CBON: Considering Chinese Onshore Bonds as an Allocation
Why China Onshore Bonds?
LUDAN LIU: The Chinese bond market has historically had low correlation with major asset classes in the world. Therefore it may potentially offer diversification benefits to investors. For investors who seek income, the yield levels are pretty attractive compared to developed market bonds.
LIU: CBON is a bond ETF. We at China Asset Management have been working with Van Eck and as a bond ETF, CBON enables investors to invest in on-shore Chinese bond markets. CBON has an index, which we call the ChinaBond China High Quality Bond Index. The index is weighted 20% to Chinese treasury bonds, 30% to policy banks, and 50% to credit bonds, which are rated AAA locally. The reason we call this a "high quality" index is all the names in the index have very good credit credentials and minimum default risk.

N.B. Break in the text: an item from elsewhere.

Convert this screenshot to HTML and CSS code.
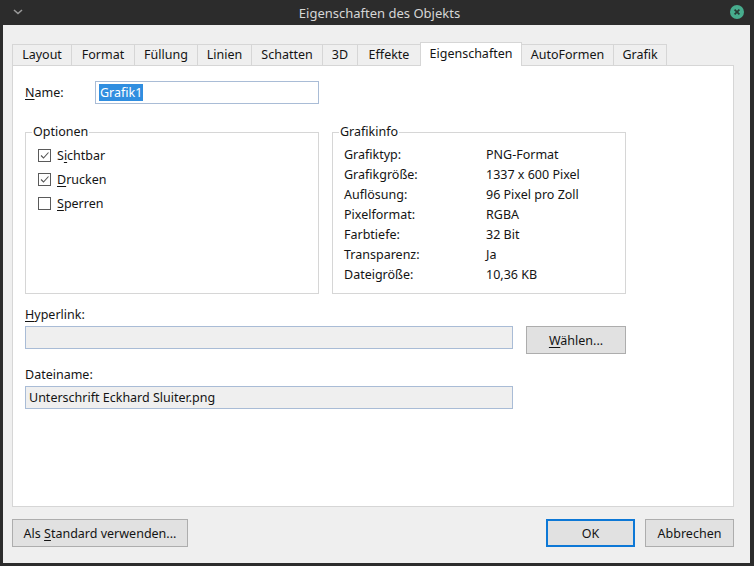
FILE: index.html
```html
<!DOCTYPE html>
<html lang="de">
<head>
<meta charset="utf-8">
<title>Eigenschaften des Objekts</title>
<link rel="stylesheet" href="styles.css">
</head>
<body>
<div class="window">
  <div class="titlebar">
    <svg class="chev" width="10" height="6" viewBox="0 0 10 6"><path d="M1 1 L5 4.5 L9 1" fill="none" stroke="#9a9a9a" stroke-width="1.6"/></svg>
    <div class="title">Eigenschaften des Objekts</div>
    <svg class="close" width="14" height="14" viewBox="0 0 14 14"><circle cx="7" cy="7" r="7" fill="#47ac8d"/><path d="M4.6 4.6 L9.4 9.4 M9.4 4.6 L4.6 9.4" stroke="#263a33" stroke-width="1.7"/></svg>
  </div>
  <div class="dialog">
    <div class="tabs">
      <div class="tab w59">Layout</div>
      <div class="tab w63">Format</div>
      <div class="tab w63">Füllung</div>
      <div class="tab w54">Linien</div>
      <div class="tab w71">Schatten</div>
      <div class="tab w35">3D</div>
      <div class="tab w63">Effekte</div>
      <div class="tab w101 active">Eigenschaften</div>
      <div class="tab w92">AutoFormen</div>
      <div class="tab w54 last">Grafik</div>
    </div>
    <div class="panel">
      <div class="name-row">
        <span class="name-label"><u>N</u>ame:</span>
        <div class="input name-input"><span class="sel">Grafik1</span></div>
      </div>
      <div class="groups">
        <fieldset class="group">
          <legend>Optionen</legend>
          <div class="checks">
            <div class="check"><span class="box"><svg width="11" height="11" viewBox="0 0 11 11"><path d="M2 5.5 L4.5 8 L9.5 2.5" fill="none" stroke="#555" stroke-width="1.1"/></svg></span><span>S<u>i</u>chtbar</span></div>
            <div class="check"><span class="box"><svg width="11" height="11" viewBox="0 0 11 11"><path d="M2 5.5 L4.5 8 L9.5 2.5" fill="none" stroke="#555" stroke-width="1.1"/></svg></span><span><u>D</u>rucken</span></div>
            <div class="check"><span class="box"></span><span><u>S</u>perren</span></div>
          </div>
        </fieldset>
        <fieldset class="group">
          <legend>Grafikinfo</legend>
          <div class="info">
            <span>Grafiktyp:</span><span>PNG-Format</span>
            <span>Grafikgröße:</span><span>1337 x 600 Pixel</span>
            <span>Auflösung:</span><span>96 Pixel pro Zoll</span>
            <span>Pixelformat:</span><span>RGBA</span>
            <span>Farbtiefe:</span><span>32 Bit</span>
            <span>Transparenz:</span><span>Ja</span>
            <span>Dateigröße:</span><span>10,36 KB</span>
          </div>
        </fieldset>
      </div>
      <div class="field-label hyper-label"><u>H</u>yperlink:</div>
      <div class="hyper-row">
        <div class="input wide grey"></div>
        <div class="btn choose"><span><u>W</u>ählen...</span></div>
      </div>
      <div class="field-label file-label">Dateiname:</div>
      <div class="input wide grey">Unterschrift Eckhard Sluiter.png</div>
    </div>
    <div class="footer">
      <div class="btn std"><span>Als <u>S</u>tandard verwenden...</span></div>
      <div class="spacer"></div>
      <div class="btn ok"><span>OK</span></div>
      <div class="btn cancel"><span>Abbrechen</span></div>
    </div>
  </div>
</div>
</body>
</html>
```

FILE: styles.css
```css
html, body {
  margin: 0;
  padding: 0;
  background: #2c2c2c;
}
body {
  font-family: "Noto Sans", "Open Sans", sans-serif;
  font-size: 12.5px;
  color: #141414;
}
u {
  text-decoration: underline;
  text-underline-offset: 2px;
}
.window {
  width: 754px;
  height: 566px;
  display: flex;
  flex-direction: column;
}
.titlebar {
  height: 25px;
  flex: none;
  display: flex;
  align-items: center;
  background: #2c2c2c;
  padding: 0 10px 0 13px;
}
.chev {
  flex: none;
  margin-top: -2px;
}
.title {
  flex: 1;
  text-align: center;
  color: #d6d6d6;
  font-size: 13px;
  padding-left: 6px;
}
.close {
  flex: none;
  margin-top: -1px;
}
.dialog {
  flex: none;
  height: 538px;
  margin: 0 4px 0 3px;
  background: #efefef;
  display: flex;
  flex-direction: column;
  padding: 19px 16px 16px 9px;
  box-sizing: border-box;
}
.tabs {
  display: flex;
  height: 21px;
  flex: none;
  position: relative;
  z-index: 1;
}
.tab {
  box-sizing: border-box;
  height: 21px;
  border: 1px solid #d6d6d6;
  border-right: none;
  border-bottom: none;
  background: #efefef;
  text-align: center;
  line-height: 20px;
}
.tab.last {
  border-right: 1px solid #d6d6d6;
}
.tab.active {
  background: #fff;
  height: 24px;
  margin-top: -2px;
  line-height: 22px;
  border-right: 1px solid #d6d6d6;
  margin-right: -1px;
}
.w59 { width: 59px; }
.w63 { width: 63px; }
.w54 { width: 54px; }
.w71 { width: 71px; }
.w35 { width: 35px; }
.w101 { width: 102px; }
.w92 { width: 92px; }
.panel {
  flex: 1;
  background: #fff;
  border: 1px solid #d6d6d6;
  padding: 15px 0 0 12px;
  box-sizing: border-box;
}
.name-row {
  display: flex;
  align-items: center;
  height: 23px;
}
.name-label {
  width: 70px;
  flex: none;
}
.input {
  box-sizing: border-box;
  height: 23px;
  border: 1px solid #a9bcd6;
  background: #fff;
  padding: 0 3px;
  line-height: 21px;
}
.name-input {
  width: 224px;
}
.sel {
  background: #308ee0;
  color: #fff;
  display: inline-block;
  line-height: 17px;
  padding: 0 1px;
}
.groups {
  display: flex;
  gap: 13px;
  margin-top: 20px;
}
.group {
  margin: 0;
  width: 294px;
  height: 170px;
  box-sizing: border-box;
  border: 1px solid #d6d6d6;
  padding: 0;
}
.group legend {
  padding: 0 1px;
  margin-left: 6px;
  line-height: 16px;
}
.checks {
  display: flex;
  flex-direction: column;
  gap: 8px;
  padding: 7px 0 0 12px;
}
.check {
  display: flex;
  align-items: center;
  height: 16px;
  gap: 6px;
}
.box {
  box-sizing: border-box;
  width: 13px;
  height: 13px;
  border: 1px solid #5a5a5a;
  display: flex;
  align-items: center;
  justify-content: center;
  background: #fff;
}
.info {
  display: grid;
  grid-template-columns: 142px auto;
  grid-auto-rows: 20px;
  align-items: center;
  padding: 4px 0 0 11px;
}
.field-label {
  line-height: 16px;
}
.hyper-label {
  margin-top: 13px;
}
.hyper-row {
  display: flex;
  align-items: flex-start;
  gap: 13px;
  margin-top: 3px;
}
.wide {
  width: 488px;
}
.grey {
  background: #efefef;
}
.btn {
  box-sizing: border-box;
  border: 1px solid #adadad;
  background: #e1e1e1;
  display: flex;
  align-items: center;
  justify-content: center;
}
.choose {
  width: 100px;
  height: 28px;
}
.file-label {
  margin-top: 13px;
  margin-bottom: 3px;
}
.footer {
  display: flex;
  flex: none;
  margin-top: 12px;
  gap: 10px;
  height: 28px;
}
.spacer {
  flex: 1;
}
.std {
  width: 176px;
}
.ok {
  width: 89px;
  border: 2px solid #0d78d6;
}
.cancel {
  width: 89px;
}
```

LIU: Papers issued by entities that are locally AAA- rated comprise 50% of this high quality index. In terms of credit quality, they are very comparable to investment grade in the U.S. and in Europe. By structuring the index this way, we hope to dramatically reduce credit risk. The remaining 50% of the bonds have been issued by Chinese governments or Chinese policy banks, whose credit qualities are comparable to those of industrialized countries.
China Bond Indices provided by China Central Depository & Clearing Co., Ltd. is one of the central clearing agents for Chinese independent markets. Its indices are very widely used. Almost all domestic asset managers use its data for valuation.